Il y a des œuvres intimidantes que tout le monde mentionne, mais qui sont peu lues. Elles réunissent l’originalité du sujet, l’intelligence du scénario, l’habileté de la mise en page et la subtilité des références graphiques, à tel point qu’il faut un peu d’inconscience pour oser les commenter.  Parmi ces classiques imposants, il y a les grandes séries pionnières de la BD américaine comme Gazoline Alley, Krazy Kat ou Little Nemo.

 

J’ai longtemps cru que Little Nemo était une simple suite de gags en une planche, dans laquelle un jeune garçon fait des rêves incroyables avant de se réveiller brutalement dans son lit. La première édition française (chez Horay en 1969) rassemblait des pages de différentes époques, souvent en noir et blanc, et la découverte de cet album n’avait pas démenti ma fausse impression. Ensuite, l’éditeur Milan a réédité en 1989l’intégrale chronologique de Little Nemo à Slumberland, correspondant à la première époque de la série (1905 à 1911) et aussi à ses meilleures années.
J’ai d’emblée été fasciné par la qualité de l’édition et la reproduction fidèle des couleurs, mais j’ai surtout découvert que la série nous conte une véritable histoire. Cette continuité narrative entre les planches donne à cette œuvre une dimension qui dépasse l’anecdote des rêves successifs. Elle construit une épopée, et raconte la conquête du monde des rêves, mais la meilleure façon de l’expliquer, c’est encore de raconter le début de l’histoire

 

Imaginez que le pays des rêves soit un royaume nommé Slumberland. Le roi Morphée a une fille qui s’ennuie toute seule et qui souhaite avoir un camarade de jeu. Le roi envoie donc un serviteur pour rechercher un petit garçon américain nommé Nemo.

 

Nemo monte sur le cheval que lui amène l’émissaire du roi. Il s’envole dans le ciel mais de multiples obstacles se dressent sur son passage, et il tombe dans le vide.

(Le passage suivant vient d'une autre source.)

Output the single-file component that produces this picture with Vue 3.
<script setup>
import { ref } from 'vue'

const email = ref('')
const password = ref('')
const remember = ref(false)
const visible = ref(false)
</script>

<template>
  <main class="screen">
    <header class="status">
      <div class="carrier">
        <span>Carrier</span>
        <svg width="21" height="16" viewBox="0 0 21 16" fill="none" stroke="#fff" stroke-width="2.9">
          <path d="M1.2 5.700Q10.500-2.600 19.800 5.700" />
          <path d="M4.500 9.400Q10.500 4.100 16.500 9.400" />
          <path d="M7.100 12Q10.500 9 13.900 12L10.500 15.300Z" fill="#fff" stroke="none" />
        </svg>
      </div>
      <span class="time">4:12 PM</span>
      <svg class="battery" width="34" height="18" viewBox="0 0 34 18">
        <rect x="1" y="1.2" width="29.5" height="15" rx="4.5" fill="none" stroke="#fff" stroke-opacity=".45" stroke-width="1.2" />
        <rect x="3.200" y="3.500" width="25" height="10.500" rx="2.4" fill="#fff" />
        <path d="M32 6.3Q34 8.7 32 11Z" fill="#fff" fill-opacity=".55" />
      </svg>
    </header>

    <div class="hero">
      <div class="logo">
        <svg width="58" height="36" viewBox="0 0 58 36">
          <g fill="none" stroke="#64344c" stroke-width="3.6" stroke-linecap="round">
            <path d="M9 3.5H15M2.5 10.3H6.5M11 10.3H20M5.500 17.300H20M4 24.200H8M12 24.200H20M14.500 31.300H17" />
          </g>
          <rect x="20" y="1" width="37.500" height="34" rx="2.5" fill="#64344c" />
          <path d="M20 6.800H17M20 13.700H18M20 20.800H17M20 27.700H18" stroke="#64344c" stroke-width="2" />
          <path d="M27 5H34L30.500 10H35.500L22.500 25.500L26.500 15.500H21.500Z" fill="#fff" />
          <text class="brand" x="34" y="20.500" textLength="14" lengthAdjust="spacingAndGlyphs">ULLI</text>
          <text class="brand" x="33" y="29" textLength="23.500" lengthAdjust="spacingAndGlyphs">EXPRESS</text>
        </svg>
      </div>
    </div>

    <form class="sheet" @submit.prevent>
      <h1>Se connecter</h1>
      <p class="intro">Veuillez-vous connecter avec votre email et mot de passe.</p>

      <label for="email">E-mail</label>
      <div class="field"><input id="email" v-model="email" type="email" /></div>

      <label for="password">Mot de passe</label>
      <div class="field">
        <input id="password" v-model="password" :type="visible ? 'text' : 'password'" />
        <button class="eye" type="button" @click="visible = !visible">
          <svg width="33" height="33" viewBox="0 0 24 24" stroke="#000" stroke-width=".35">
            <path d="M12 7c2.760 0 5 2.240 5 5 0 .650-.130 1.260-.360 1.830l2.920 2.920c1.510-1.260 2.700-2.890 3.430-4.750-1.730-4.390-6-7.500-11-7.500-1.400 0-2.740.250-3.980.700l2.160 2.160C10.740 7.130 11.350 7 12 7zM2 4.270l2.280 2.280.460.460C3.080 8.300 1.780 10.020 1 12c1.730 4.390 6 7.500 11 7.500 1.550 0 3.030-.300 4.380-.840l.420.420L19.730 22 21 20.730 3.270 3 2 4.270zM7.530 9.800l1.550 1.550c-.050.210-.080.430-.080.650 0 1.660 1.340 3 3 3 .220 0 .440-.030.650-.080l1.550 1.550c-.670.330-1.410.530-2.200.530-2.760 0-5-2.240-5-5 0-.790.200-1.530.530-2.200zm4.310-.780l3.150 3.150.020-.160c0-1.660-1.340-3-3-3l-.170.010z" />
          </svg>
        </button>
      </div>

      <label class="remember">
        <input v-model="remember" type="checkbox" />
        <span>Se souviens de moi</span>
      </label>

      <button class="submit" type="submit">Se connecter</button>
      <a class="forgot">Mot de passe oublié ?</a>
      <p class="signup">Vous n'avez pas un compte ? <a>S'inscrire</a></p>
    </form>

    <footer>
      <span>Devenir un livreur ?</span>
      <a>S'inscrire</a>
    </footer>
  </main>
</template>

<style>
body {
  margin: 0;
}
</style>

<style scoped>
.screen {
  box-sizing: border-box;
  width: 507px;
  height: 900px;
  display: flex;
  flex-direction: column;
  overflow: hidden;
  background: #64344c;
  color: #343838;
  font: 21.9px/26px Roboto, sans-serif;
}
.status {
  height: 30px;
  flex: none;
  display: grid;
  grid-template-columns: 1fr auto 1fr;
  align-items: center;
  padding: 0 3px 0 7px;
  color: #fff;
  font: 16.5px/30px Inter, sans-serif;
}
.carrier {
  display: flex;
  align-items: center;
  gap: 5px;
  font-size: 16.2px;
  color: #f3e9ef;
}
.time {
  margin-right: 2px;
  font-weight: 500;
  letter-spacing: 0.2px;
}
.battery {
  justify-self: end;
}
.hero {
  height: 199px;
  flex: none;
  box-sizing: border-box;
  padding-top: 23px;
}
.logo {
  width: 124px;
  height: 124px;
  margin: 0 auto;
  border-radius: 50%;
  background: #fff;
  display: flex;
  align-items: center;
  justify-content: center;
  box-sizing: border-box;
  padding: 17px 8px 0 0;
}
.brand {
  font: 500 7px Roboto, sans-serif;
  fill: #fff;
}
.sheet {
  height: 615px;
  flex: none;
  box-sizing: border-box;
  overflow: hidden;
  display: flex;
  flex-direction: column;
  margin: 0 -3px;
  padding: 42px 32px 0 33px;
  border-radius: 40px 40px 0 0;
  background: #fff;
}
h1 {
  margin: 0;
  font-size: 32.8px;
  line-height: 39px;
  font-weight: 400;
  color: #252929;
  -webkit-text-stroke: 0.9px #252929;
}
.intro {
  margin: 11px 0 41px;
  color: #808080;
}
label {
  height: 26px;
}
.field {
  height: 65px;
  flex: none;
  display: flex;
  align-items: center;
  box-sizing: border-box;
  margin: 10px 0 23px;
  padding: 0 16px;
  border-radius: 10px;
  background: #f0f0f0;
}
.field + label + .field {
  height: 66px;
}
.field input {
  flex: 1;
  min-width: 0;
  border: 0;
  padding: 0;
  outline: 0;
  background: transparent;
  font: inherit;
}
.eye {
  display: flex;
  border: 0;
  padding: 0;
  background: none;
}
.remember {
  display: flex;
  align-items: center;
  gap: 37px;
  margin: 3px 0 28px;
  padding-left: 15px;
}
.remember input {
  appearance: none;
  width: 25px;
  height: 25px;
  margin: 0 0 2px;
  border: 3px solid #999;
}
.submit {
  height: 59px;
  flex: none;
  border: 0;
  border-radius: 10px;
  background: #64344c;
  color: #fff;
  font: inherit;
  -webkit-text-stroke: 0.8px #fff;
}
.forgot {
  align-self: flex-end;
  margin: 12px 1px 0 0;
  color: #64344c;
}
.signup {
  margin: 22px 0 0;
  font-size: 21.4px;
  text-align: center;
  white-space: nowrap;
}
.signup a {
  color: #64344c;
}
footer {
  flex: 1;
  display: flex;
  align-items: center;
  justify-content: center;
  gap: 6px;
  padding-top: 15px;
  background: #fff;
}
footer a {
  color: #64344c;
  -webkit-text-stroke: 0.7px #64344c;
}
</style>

C’est un simple gag, me direz-vous, mais l’histoire se poursuit. Morphée envoie un autre serviteur afin de ramener Nemo.

Malheureusement, Nemo se perd cette fois dans la forêt de champignons…

… et ainsi de suite. De semaine en semaine, pendant plusieurs mois, Nemo continue ses tentatives pour rejoindre Slumberland. Il essaie par les airs, par un souterrain, par des chemins de traverse ou sur la mer, son lit se transformant alors en bateau.

Au cours de ses voyages, il rencontre successivement la reine de Crystal, le Marchand de sable, le Père Noël puis le Maître du temps. L’imagination de McCay parait sans limite, et j’aime cet épisode où Nemo se perd dans les méandres du temps.

Lorsque Nemo arrive enfin à Slumberland, les portes sont malheureusement closes. Il est arrivé en retard et doit attendre toute la nuit. 

Ce moment est important, car dès cette image, McCay va continuer son histoire en faisant le lien d’une page à l’autre. La première image de la semaine suivante reprend Nemo dans la situation où l’avait laissé l’auteur. Il est toujours assis sur les escaliers et les portes de Slumberland s’ouvrent enfin.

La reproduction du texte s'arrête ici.